| Set exercise |
Filter the data below for the string "with" and copy each matching line.

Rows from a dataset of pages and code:
********
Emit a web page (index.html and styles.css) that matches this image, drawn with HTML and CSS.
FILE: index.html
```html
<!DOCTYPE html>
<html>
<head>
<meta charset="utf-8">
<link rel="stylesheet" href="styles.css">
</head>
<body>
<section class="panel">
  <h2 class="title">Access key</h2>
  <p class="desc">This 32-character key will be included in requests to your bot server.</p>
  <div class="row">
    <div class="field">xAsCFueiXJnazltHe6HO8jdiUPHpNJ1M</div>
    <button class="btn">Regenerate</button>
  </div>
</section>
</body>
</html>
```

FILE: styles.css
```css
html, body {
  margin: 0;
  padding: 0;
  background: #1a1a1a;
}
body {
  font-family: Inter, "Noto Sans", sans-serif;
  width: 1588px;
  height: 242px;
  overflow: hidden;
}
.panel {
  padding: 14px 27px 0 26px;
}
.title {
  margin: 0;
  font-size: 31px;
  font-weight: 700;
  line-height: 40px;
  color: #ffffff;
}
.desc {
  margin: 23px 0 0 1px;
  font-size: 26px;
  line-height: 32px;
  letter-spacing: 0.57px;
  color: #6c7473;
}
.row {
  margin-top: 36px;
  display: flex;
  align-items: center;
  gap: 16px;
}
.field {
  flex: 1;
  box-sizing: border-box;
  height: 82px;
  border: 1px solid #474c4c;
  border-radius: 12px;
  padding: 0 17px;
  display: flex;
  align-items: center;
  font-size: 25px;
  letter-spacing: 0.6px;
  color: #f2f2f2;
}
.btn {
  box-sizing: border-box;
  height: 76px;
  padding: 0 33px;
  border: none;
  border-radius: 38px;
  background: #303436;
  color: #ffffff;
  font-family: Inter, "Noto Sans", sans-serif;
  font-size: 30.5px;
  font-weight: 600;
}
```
********
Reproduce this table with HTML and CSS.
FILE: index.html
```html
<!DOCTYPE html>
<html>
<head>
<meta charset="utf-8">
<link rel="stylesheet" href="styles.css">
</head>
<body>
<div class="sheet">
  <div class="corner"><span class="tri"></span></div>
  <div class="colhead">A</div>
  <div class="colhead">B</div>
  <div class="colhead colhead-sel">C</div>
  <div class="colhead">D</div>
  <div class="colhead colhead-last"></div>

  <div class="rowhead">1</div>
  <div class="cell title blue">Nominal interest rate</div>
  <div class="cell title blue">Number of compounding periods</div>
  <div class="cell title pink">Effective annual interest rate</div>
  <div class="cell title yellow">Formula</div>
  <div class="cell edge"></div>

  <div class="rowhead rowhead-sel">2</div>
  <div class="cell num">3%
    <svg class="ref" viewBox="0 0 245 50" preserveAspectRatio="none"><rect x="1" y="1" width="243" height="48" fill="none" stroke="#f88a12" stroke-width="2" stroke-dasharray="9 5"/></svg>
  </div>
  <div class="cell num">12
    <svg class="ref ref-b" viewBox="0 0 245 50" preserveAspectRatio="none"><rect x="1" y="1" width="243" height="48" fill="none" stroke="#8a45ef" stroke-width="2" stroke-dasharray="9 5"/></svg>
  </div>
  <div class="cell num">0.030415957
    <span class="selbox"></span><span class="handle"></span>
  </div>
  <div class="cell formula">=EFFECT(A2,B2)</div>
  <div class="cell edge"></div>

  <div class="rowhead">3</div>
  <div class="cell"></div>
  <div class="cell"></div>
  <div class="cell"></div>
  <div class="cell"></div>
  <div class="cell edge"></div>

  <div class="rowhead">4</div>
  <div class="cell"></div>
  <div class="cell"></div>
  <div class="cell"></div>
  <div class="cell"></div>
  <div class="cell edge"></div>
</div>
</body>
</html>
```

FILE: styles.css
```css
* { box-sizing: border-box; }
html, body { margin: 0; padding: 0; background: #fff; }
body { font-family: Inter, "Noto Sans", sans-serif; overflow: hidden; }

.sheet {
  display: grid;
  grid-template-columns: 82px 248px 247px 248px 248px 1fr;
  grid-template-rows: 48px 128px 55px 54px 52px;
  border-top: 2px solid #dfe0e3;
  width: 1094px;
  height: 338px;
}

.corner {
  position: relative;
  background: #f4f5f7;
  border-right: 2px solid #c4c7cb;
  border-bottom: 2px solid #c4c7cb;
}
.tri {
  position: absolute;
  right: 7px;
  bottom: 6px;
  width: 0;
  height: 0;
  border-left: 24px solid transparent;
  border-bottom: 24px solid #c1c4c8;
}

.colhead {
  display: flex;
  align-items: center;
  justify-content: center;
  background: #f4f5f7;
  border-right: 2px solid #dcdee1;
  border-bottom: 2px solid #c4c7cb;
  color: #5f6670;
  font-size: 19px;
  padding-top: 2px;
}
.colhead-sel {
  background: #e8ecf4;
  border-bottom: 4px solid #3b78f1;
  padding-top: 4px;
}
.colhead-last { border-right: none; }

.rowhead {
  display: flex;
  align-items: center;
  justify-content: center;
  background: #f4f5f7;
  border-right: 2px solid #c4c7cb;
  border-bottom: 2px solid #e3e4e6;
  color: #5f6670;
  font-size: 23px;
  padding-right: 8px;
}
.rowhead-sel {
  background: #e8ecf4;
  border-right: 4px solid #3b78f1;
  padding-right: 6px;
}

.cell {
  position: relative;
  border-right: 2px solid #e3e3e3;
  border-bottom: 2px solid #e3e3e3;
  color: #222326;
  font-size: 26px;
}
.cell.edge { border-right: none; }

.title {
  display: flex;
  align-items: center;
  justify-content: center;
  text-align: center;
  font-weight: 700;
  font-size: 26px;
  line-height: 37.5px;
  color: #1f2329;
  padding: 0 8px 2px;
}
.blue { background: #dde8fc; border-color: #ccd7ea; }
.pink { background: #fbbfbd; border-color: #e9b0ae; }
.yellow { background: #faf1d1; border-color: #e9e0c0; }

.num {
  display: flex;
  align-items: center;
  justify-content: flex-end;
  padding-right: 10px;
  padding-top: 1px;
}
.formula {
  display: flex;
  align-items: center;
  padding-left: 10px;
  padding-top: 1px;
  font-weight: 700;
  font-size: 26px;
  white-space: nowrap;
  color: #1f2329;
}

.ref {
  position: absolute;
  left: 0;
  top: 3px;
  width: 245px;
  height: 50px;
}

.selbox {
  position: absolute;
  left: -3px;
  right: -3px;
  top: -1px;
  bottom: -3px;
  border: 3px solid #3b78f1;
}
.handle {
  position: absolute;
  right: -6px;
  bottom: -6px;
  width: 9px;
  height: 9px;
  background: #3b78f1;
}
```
********
| Finished exercise |
Emit a web page (index.html and styles.css) that matches this image, drawn with HTML and CSS.
Reproduce this table with HTML and CSS.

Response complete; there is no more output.